The spot where Polynesians first set foot in Hawai'i will always remain a mystery, but it was probably somewhere near Ka Lae, or South Point. When sailing north from anywhere else in Polynesia (the Marquesas Islands being the most likely point of origin), voyagers would likely have spotted the Big Island first, and South Point would have been the nearest landfall. There's archeological evidence supporting that theory: Lava tube excavations near Ka'iliki'i and Wai'ahukuni suggest that people were using them by 750 AD, and other evidence indicates that people were in the area as early as 200 AD-about the time the islands were thought to have first been settled. Ka Lae today is a wild and intense place, as befits the southernmost extreme of the United States.
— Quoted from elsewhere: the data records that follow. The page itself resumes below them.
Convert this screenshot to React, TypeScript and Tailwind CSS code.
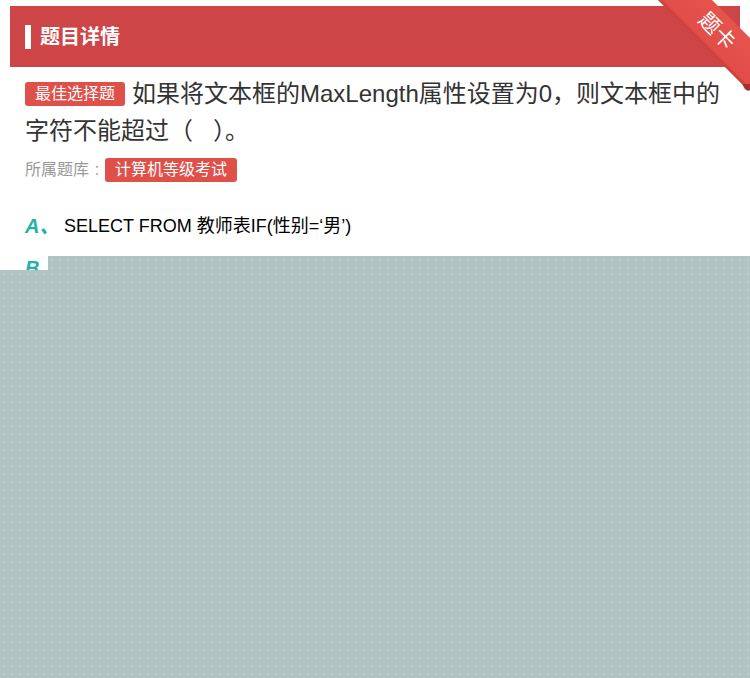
import React from "react";

const font = '"Liberation Sans","Noto Sans CJK SC",sans-serif';

function Ribbon() {
  return (
    <div className="absolute right-0 top-0 w-[92px] h-[92px]">
      <svg width="92" height="92" viewBox="0 0 92 92" className="absolute left-0 top-0">
        <defs>
          <linearGradient id="rb" x1="0" y1="1" x2="1" y2="0">
            <stop offset="0" stopColor="#d8443f" />
            <stop offset="1" stopColor="#ea5650" />
          </linearGradient>
        </defs>
        <path d="M84 84 L92 84 L92 90 Q90 92 87 89 Z" fill="#a8302c" />
        <polygon points="0,0 54,0 92,38 92,84 84,84" fill="url(#rb)" />
        <polygon points="0,0 4,0 88,84 84,84" fill="#c73c37" opacity="0.6" />
      </svg>
      <div
        className="absolute left-[34px] top-[19px] w-[50px] text-center text-white text-[21px] leading-[24px] rotate-45"
        style={{ fontFamily: font }}
      >
        题卡
      </div>
    </div>
  );
}

export default function App() {
  return (
    <div
      className="relative w-full h-[678px] overflow-hidden bg-white text-[#333]"
      style={{ fontFamily: font }}
    >
      <div className="mx-[10px] mt-[6px] h-[61px] bg-[#cd4546] flex items-center pl-[15px]">
        <div className="w-[6px] h-[24px] bg-white" />
        <div className="ml-[9px] text-white text-[20px] font-bold">题目详情</div>
      </div>
      <Ribbon />
      <div className="px-[25px]">
        <p className="mt-[8px] text-[24px] leading-[37px] text-[#333]">
          <span className="inline-block align-[3px] bg-[#e0504a] text-white text-[16px] leading-[24px] px-[10px] rounded-[3px] mr-[7px]">
            最佳选择题
          </span>
          如果将文本框的MaxLength属性设置为0，则文本框中的字符不能超过（&nbsp;&nbsp;&nbsp;）。
        </p>
        <div className="mt-[9px] flex items-center h-[24px] text-[16px]">
          <span className="text-[#999]">所属题库</span>
          <span className="text-[#999] w-[16px] text-center">:</span>
          <span className="bg-[#e0504a] text-white leading-[24px] px-[10px] rounded-[3px]">
            计算机等级考试
          </span>
        </div>
        <div className="mt-[29px] flex items-center h-[30px]">
          <span className="w-[39px] text-[#1eb3a6] text-[20px] font-bold italic">A、</span>
          <span className="text-[18px] text-black">SELECT FROM 教师表IF(性别=‘男’)</span>
        </div>
        <div className="mt-[12px] flex items-center h-[30px]">
          <span className="w-[39px] text-[#1eb3a6] text-[20px] font-bold italic">B、</span>
          <span className="text-[18px] text-black">SELECT FROM 教师表</span>
        </div>
      </div>
      <div className="absolute left-[48px] top-[256px] right-0 bottom-0 bg-[#b1c3c3] bg-[radial-gradient(circle,#bfcdcd_1px,transparent_1.5px)] bg-[length:8px_8px]" />
      <div className="absolute left-0 top-[270px] right-0 bottom-0 bg-[#b1c3c3] bg-[radial-gradient(circle,#bfcdcd_1px,transparent_1.5px)] bg-[length:8px_8px]" />
    </div>
  );
}
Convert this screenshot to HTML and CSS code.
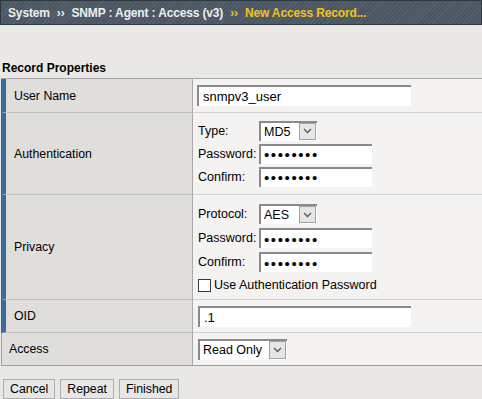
FILE: index.html
```html
<!DOCTYPE html>
<html>
<head>
<meta charset="utf-8">
<title>New Access Record</title>
<link rel="stylesheet" href="styles.css">
</head>
<body>
<div class="crumbs">
  <span class="crumb">System</span><span class="sep">&rsaquo;&rsaquo;</span><span class="crumb">SNMP : Agent : Access (v3)</span><span class="sep current">&rsaquo;&rsaquo;</span><span class="crumb current">New Access Record...</span>
</div>
<div class="section-title">Record Properties</div>
<div class="props">
  <div class="row req r-user">
    <div class="lbl">User Name</div>
    <div class="val"><input class="text long" type="text" value="snmpv3_user"></div>
  </div>
  <div class="row req r-auth">
    <div class="lbl">Authentication</div>
    <div class="val">
      <div class="fields">
        <label>Type:</label>
        <span class="sel sel-short"><select><option>MD5</option><option>SHA</option></select><span class="arrow"><svg width="9" height="6" viewBox="0 0 9 6"><polyline points="1,1 4.5,4.5 8,1" fill="none" stroke="#5a5a5a" stroke-width="1.4"/></svg></span></span>
        <label>Password:</label>
        <input class="text pw" type="password" value="password">
        <label>Confirm:</label>
        <input class="text pw" type="password" value="password">
      </div>
    </div>
  </div>
  <div class="row req r-priv">
    <div class="lbl">Privacy</div>
    <div class="val">
      <div class="fields loose">
        <label>Protocol:</label>
        <span class="sel sel-short"><select><option>AES</option><option>DES</option></select><span class="arrow"><svg width="9" height="6" viewBox="0 0 9 6"><polyline points="1,1 4.5,4.5 8,1" fill="none" stroke="#5a5a5a" stroke-width="1.4"/></svg></span></span>
        <label>Password:</label>
        <input class="text pw" type="password" value="password">
        <label>Confirm:</label>
        <input class="text pw" type="password" value="password">
        <label class="check"><input type="checkbox"><span>Use Authentication Password</span></label>
      </div>
    </div>
  </div>
  <div class="row req r-oid">
    <div class="lbl">OID</div>
    <div class="val"><input class="text long oid" type="text" value=".1"></div>
  </div>
  <div class="row r-access">
    <div class="lbl">Access</div>
    <div class="val"><span class="sel sel-access"><select><option>Read Only</option><option>Read/Write</option></select><span class="arrow"><svg width="9" height="6" viewBox="0 0 9 6"><polyline points="1,1 4.5,4.5 8,1" fill="none" stroke="#5a5a5a" stroke-width="1.4"/></svg></span></span></div>
  </div>
</div>
<div class="buttons">
  <button type="button">Cancel</button>
  <button type="button">Repeat</button>
  <button type="button">Finished</button>
</div>
</body>
</html>
```

FILE: styles.css
```css
* { box-sizing: border-box; }
body {
  margin: 0;
  background: #e9e8e4;
  font-family: "Liberation Sans", Arial, sans-serif;
  font-size: 12px;
  color: #000;
}
.crumbs {
  height: 25px;
  border: 1px solid #2f3741;
  background: #4b5663 repeating-linear-gradient(135deg, rgba(255,255,255,0.07) 0 1px, rgba(0,0,0,0) 1px 3px);
  display: flex;
  align-items: center;
  padding-left: 7px;
  font-weight: bold;
  color: #eeeeee;
  white-space: nowrap;
  letter-spacing: -0.15px;
}
.sep { margin: 0 7px; }
.current { color: #f4c21c; }
.section-title {
  font-weight: bold;
  line-height: 14px;
  padding: 36px 0 3px 2px;
}
.props {
  margin-left: 1px;
  border-top: 1px solid #a5a5a5;
  border-bottom: 1px solid #9c9c9c;
}
.row { display: flex; }
.lbl {
  width: 192px;
  flex: none;
  display: flex;
  align-items: center;
  background: #dfdedb;
  border-left: 1px solid #a0a0a0;
  border-right: 1px solid #a9a9a9;
  border-bottom: 1px solid #c2c2c2;
  padding-left: 7px;
  font-size: 12.3px;
}
.req .lbl {
  border-left: 5px solid #3b6a9c;
  padding-left: 8px;
}
.val {
  flex: 1;
  display: flex;
  align-items: center;
  background: #f4f3f1;
  border-bottom: 1px solid #d3d3d3;
  padding-left: 4px;
}
.r-access .lbl, .r-access .val { border-bottom: 0; }
.r-user { height: 34px; }
.r-auth { height: 82px; }
.r-priv { height: 105px; }
.r-oid { height: 33px; }
.r-access { height: 32px; }

.text {
  height: 21px;
  border: 0;
  border-top: 2px solid #8a8a8a;
  border-left: 2px solid #8a8a8a;
  background: #fff;
  font-family: "Liberation Sans", Arial, sans-serif;
  font-size: 13px;
  color: #000;
  padding: 0 4px;
  margin: 0;
  border-radius: 0;
  outline: none;
}
.long { width: 214px; }
.oid { margin-left: 1px; width: 213px; }
.pw {
  width: 113px;
  height: 20px;
  font-size: 15px;
  letter-spacing: 1.6px;
  padding-left: 3px;
}
.fields {
  display: grid;
  grid-template-columns: 61px auto;
  row-gap: 3px;
  align-items: center;
  padding-left: 1px;
  font-size: 12.5px;
}
.fields.loose { row-gap: 4px; padding-top: 2px; }
.fields label { white-space: nowrap; }
.fields .check {
  grid-column: 1 / 3;
  display: flex;
  align-items: center;
  gap: 3px;
  margin-top: 2px;
}
.check input {
  -webkit-appearance: none;
  appearance: none;
  width: 13px;
  height: 13px;
  margin: 0;
  border: 1px solid #3a3a3a;
  background: #fff;
}
.sel {
  position: relative;
  display: inline-block;
  width: 58px;
  height: 20px;
}
.sel-access { width: 89px; height: 21px; margin-left: 1px; }
.sel select {
  -webkit-appearance: none;
  appearance: none;
  width: 100%;
  height: 100%;
  border: 0;
  border-top: 2px solid #8a8a8a;
  border-left: 2px solid #8a8a8a;
  border-radius: 0;
  background: #fff;
  font-family: "Liberation Sans", Arial, sans-serif;
  font-size: 12.5px;
  color: #000;
  padding: 0 0 0 3px;
  margin: 0;
  outline: none;
}
.arrow {
  position: absolute;
  right: 1px;
  top: 2px;
  bottom: 1px;
  width: 17px;
  background: #e6e6e6;
  border: 1px solid #a3a3a3;
  display: flex;
  align-items: center;
  justify-content: center;
  pointer-events: none;
}
.buttons {
  display: flex;
  gap: 5px;
  padding: 13px 0 0 3px;
}
.buttons button {
  height: 20px;
  padding: 0 6px;
  margin: 0;
  border: 1px solid #adadad;
  background: #e6e6e6;
  font-family: "Liberation Sans", Arial, sans-serif;
  font-size: 12.3px;
  color: #000;
  border-radius: 0;
}
```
Fishermen today moor off the cliff near South Point Park, which is a rich source of fish. The cliff rises about forty feet high and goes down another thirty feet below the surface of the water. Ladders hung to make access to the boats easier swing freely in the air just above the sea. While it's tempting to leap into the water and climb back up the ladder, don't try it-the swift longshore current can drag swimmers straight out to sea. It's called the Hala'ea current for a chief who was carried by it to his death. One of South Point's scenic spots is Mahana Beach, also called Green Sands Beach for its distinctive golden-green color. The grains of green sand are olivine (also called peridot, though the sand isn't gem quality).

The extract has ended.